# [Exercise directions]
Copy out the listing in full, exactly as written, but not its pictures.

# [Information shown]
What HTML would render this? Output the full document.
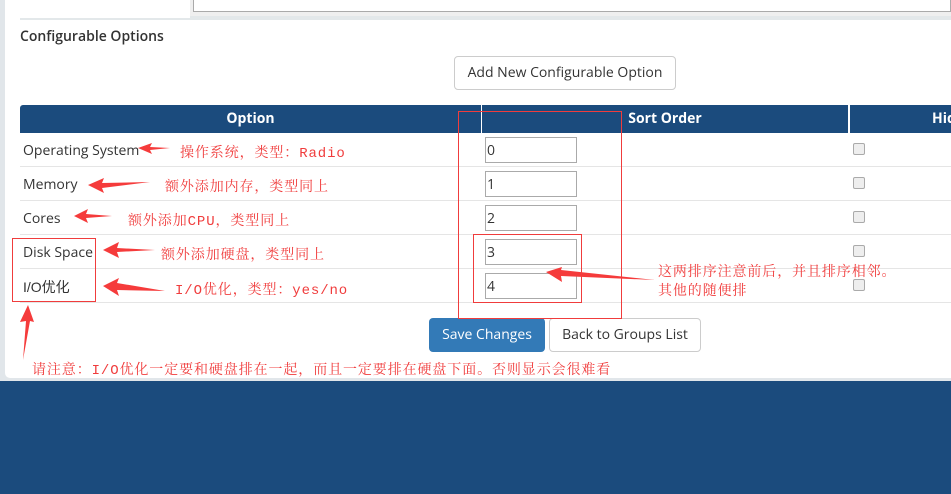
<!DOCTYPE html>
<html><head><meta charset="utf-8"><style>
*{margin:0;padding:0;box-sizing:border-box}
body{width:951px;height:494px;position:relative;overflow:hidden;background:#1b4b7d;font-family:"Open Sans","Liberation Sans","Noto Sans CJK SC",sans-serif;}
.a{position:absolute}
.cn{font-family:"Liberation Mono","Noto Serif CJK SC",monospace;color:#f03c3c;font-size:14px;white-space:nowrap;letter-spacing:0.9px}
.t{font-size:14px;color:#333;white-space:nowrap}
.inp{position:absolute;left:485px;width:92px;height:26px;border:1px solid #aaa;background:#fff;font-size:14px;padding:3px 1px;color:#333}
.cb{position:absolute;left:853px;width:12px;height:12px;border:1px solid #aaa;border-radius:2px;background:#eee}
.hl{position:absolute;left:20px;width:931px;height:1px;background:#e5e5e5}
</style></head><body>
<div class="a" style="left:0;top:0;width:951px;height:381px;background:#e1e6ea"></div>
<div class="a" style="left:5px;top:0;width:946px;height:378px;background:#fff;border-bottom-left-radius:5px"></div>
<div class="a" style="left:20px;top:0;width:931px;height:20px;background:#e3e8ea"></div>
<div class="a" style="left:20px;top:0;width:170px;height:18px;background:#fff"></div>
<div class="a" style="left:190px;top:0;width:761px;height:16px;background:#efefef"></div>
<div class="a" style="left:193px;top:0;width:758px;height:12px;background:#fff;border:1px solid #aaa;border-top:none"></div>
<div class="a" style="left:20px;top:27px;font-size:14px;color:#333;font-weight:600">Configurable Options</div>
<div class="a" style="left:454px;top:56px;width:222px;height:34px;border:1px solid #ccc;border-radius:4px;font-size:14px;color:#333;text-align:center;line-height:32px">Add New Configurable Option</div>
<div class="a" style="left:20px;top:105px;width:461px;height:28px;background:#1b4b7d;border-radius:3px 0 0 0;color:#fff;font-weight:bold;font-size:14px;text-align:center;line-height:28px">Option</div>
<div class="a" style="left:482px;top:105px;width:366px;height:28px;background:#1b4b7d;color:#fff;font-weight:bold;font-size:14px;text-align:center;line-height:28px">Sort Order</div>
<div class="a" style="left:850px;top:105px;width:101px;height:28px;background:#1b4b7d;color:#fff;font-weight:bold;font-size:14px;line-height:28px;padding-left:82px;overflow:hidden">Hid</div>
<div class="hl" style="top:166px"></div><div class="hl" style="top:200px"></div><div class="hl" style="top:234px"></div><div class="hl" style="top:268px"></div><div class="hl" style="top:302px"></div>
<div class="a t" style="left:23px;top:141px">Operating System</div>
<div class="a t" style="left:23px;top:175px">Memory</div>
<div class="a t" style="left:23px;top:209px">Cores</div>
<div class="a t" style="left:23px;top:243px">Disk Space</div>
<div class="a t" style="left:23px;top:277px;font-family:'Liberation Sans','Noto Sans CJK SC',sans-serif">I/O优化</div>
<div class="inp" style="top:137px">0</div><div class="inp" style="top:171px">1</div><div class="inp" style="top:205px">2</div><div class="inp" style="top:239px">3</div><div class="inp" style="top:273px">4</div>
<div class="cb" style="top:143px"></div><div class="cb" style="top:177px"></div><div class="cb" style="top:211px"></div><div class="cb" style="top:245px"></div><div class="cb" style="top:279px"></div>
<div class="a" style="left:429px;top:318px;width:116px;height:34px;background:#337ab7;border-radius:4px;color:#fff;font-size:14px;text-align:center;line-height:34px">Save Changes</div>
<div class="a" style="left:549px;top:318px;width:152px;height:34px;border:1px solid #ccc;border-radius:4px;color:#333;font-size:14px;text-align:center;line-height:32px">Back to Groups List</div>
<div class="a cn" style="left:180px;top:142px">操作系统，类型：Radio</div>
<div class="a cn" style="left:165px;top:176px">额外添加内存，类型同上</div>
<div class="a cn" style="left:128px;top:210px">额外添加CPU，类型同上</div>
<div class="a cn" style="left:161px;top:244px">额外添加硬盘，类型同上</div>
<div class="a cn" style="left:175px;top:279px">I/O优化，类型：yes/no</div>
<div class="a cn" style="left:658px;top:264px;line-height:19px">这两排序注意前后，并且排序相邻。<br>其他的随便排</div>
<div class="a cn" style="left:32px;top:359px">请注意：I/O优化一定要和硬盘排在一起，而且一定要排在硬盘下面。否则显示会很难看</div>
<svg class="a" style="left:0;top:0" width="951" height="494">
<g fill="none" stroke="#f03c3c" stroke-width="1">
<rect x="12.5" y="238.5" width="83" height="63"/>
<rect x="458.5" y="111.5" width="163" height="207"/>
<rect x="473.5" y="234.5" width="108" height="68"/>
</g>
<g fill="#f53b3b">
<polygon points="138,148 152,143 150,147 170,148 150,150 152,154"/>
<polygon points="88,185 104,178 102,183 150,182 102,188 104,193"/>
<polygon points="74,216 88,209 86,214 112,216 86,218 88,223"/>
<polygon points="103,250 119,242 117,248 155,250 117,252 119,258"/>
<polygon points="103,286 119,278 117,283 165,291 117,290 119,296"/>
<polygon points="546,272 562,267 561,270 655,280 561,276 562,282"/>
<polygon points="28,305 34,322 30,321 23,360 26,321 20,322"/>
</g>
</svg>
</body></html>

# [Response]
What HTML would render this? Output the full document.
<!DOCTYPE html>
<html><head><meta charset="utf-8"><style>
*{margin:0;padding:0;box-sizing:border-box}
body{width:951px;height:494px;position:relative;overflow:hidden;background:#1b4b7d;font-family:"Open Sans","Liberation Sans","Noto Sans CJK SC",sans-serif;}
.a{position:absolute}
.cn{font-family:"Liberation Mono","Noto Serif CJK SC",monospace;color:#f03c3c;font-size:14px;white-space:nowrap;letter-spacing:0.9px}
.t{font-size:14px;color:#333;white-space:nowrap}
.inp{position:absolute;left:485px;width:92px;height:26px;border:1px solid #aaa;background:#fff;font-size:14px;padding:3px 1px;color:#333}
.cb{position:absolute;left:853px;width:12px;height:12px;border:1px solid #aaa;border-radius:2px;background:#eee}
.hl{position:absolute;left:20px;width:931px;height:1px;background:#e5e5e5}
</style></head><body>
<div class="a" style="left:0;top:0;width:951px;height:381px;background:#e1e6ea"></div>
<div class="a" style="left:5px;top:0;width:946px;height:378px;background:#fff;border-bottom-left-radius:5px"></div>
<div class="a" style="left:20px;top:0;width:931px;height:20px;background:#e3e8ea"></div>
<div class="a" style="left:20px;top:0;width:170px;height:18px;background:#fff"></div>
<div class="a" style="left:190px;top:0;width:761px;height:16px;background:#efefef"></div>
<div class="a" style="left:193px;top:0;width:758px;height:12px;background:#fff;border:1px solid #aaa;border-top:none"></div>
<div class="a" style="left:20px;top:27px;font-size:14px;color:#333;font-weight:600">Configurable Options</div>
<div class="a" style="left:454px;top:56px;width:222px;height:34px;border:1px solid #ccc;border-radius:4px;font-size:14px;color:#333;text-align:center;line-height:32px">Add New Configurable Option</div>
<div class="a" style="left:20px;top:105px;width:461px;height:28px;background:#1b4b7d;border-radius:3px 0 0 0;color:#fff;font-weight:bold;font-size:14px;text-align:center;line-height:28px">Option</div>
<div class="a" style="left:482px;top:105px;width:366px;height:28px;background:#1b4b7d;color:#fff;font-weight:bold;font-size:14px;text-align:center;line-height:28px">Sort Order</div>
<div class="a" style="left:850px;top:105px;width:101px;height:28px;background:#1b4b7d;color:#fff;font-weight:bold;font-size:14px;line-height:28px;padding-left:82px;overflow:hidden">Hid</div>
<div class="hl" style="top:166px"></div><div class="hl" style="top:200px"></div><div class="hl" style="top:234px"></div><div class="hl" style="top:268px"></div><div class="hl" style="top:302px"></div>
<div class="a t" style="left:23px;top:141px">Operating System</div>
<div class="a t" style="left:23px;top:175px">Memory</div>
<div class="a t" style="left:23px;top:209px">Cores</div>
<div class="a t" style="left:23px;top:243px">Disk Space</div>
<div class="a t" style="left:23px;top:277px;font-family:'Liberation Sans','Noto Sans CJK SC',sans-serif">I/O优化</div>
<div class="inp" style="top:137px">0</div><div class="inp" style="top:171px">1</div><div class="inp" style="top:205px">2</div><div class="inp" style="top:239px">3</div><div class="inp" style="top:273px">4</div>
<div class="cb" style="top:143px"></div><div class="cb" style="top:177px"></div><div class="cb" style="top:211px"></div><div class="cb" style="top:245px"></div><div class="cb" style="top:279px"></div>
<div class="a" style="left:429px;top:318px;width:116px;height:34px;background:#337ab7;border-radius:4px;color:#fff;font-size:14px;text-align:center;line-height:34px">Save Changes</div>
<div class="a" style="left:549px;top:318px;width:152px;height:34px;border:1px solid #ccc;border-radius:4px;color:#333;font-size:14px;text-align:center;line-height:32px">Back to Groups List</div>
<div class="a cn" style="left:180px;top:142px">操作系统，类型：Radio</div>
<div class="a cn" style="left:165px;top:176px">额外添加内存，类型同上</div>
<div class="a cn" style="left:128px;top:210px">额外添加CPU，类型同上</div>
<div class="a cn" style="left:161px;top:244px">额外添加硬盘，类型同上</div>
<div class="a cn" style="left:175px;top:279px">I/O优化，类型：yes/no</div>
<div class="a cn" style="left:658px;top:264px;line-height:19px">这两排序注意前后，并且排序相邻。<br>其他的随便排</div>
<div class="a cn" style="left:32px;top:359px">请注意：I/O优化一定要和硬盘排在一起，而且一定要排在硬盘下面。否则显示会很难看</div>
<svg class="a" style="left:0;top:0" width="951" height="494">
<g fill="none" stroke="#f03c3c" stroke-width="1">
<rect x="12.5" y="238.5" width="83" height="63"/>
<rect x="458.5" y="111.5" width="163" height="207"/>
<rect x="473.5" y="234.5" width="108" height="68"/>
</g>
<g fill="#f53b3b">
<polygon points="138,148 152,143 150,147 170,148 150,150 152,154"/>
<polygon points="88,185 104,178 102,183 150,182 102,188 104,193"/>
<polygon points="74,216 88,209 86,214 112,216 86,218 88,223"/>
<polygon points="103,250 119,242 117,248 155,250 117,252 119,258"/>
<polygon points="103,286 119,278 117,283 165,291 117,290 119,296"/>
<polygon points="546,272 562,267 561,270 655,280 561,276 562,282"/>
<polygon points="28,305 34,322 30,321 23,360 26,321 20,322"/>
</g>
</svg>
</body></html>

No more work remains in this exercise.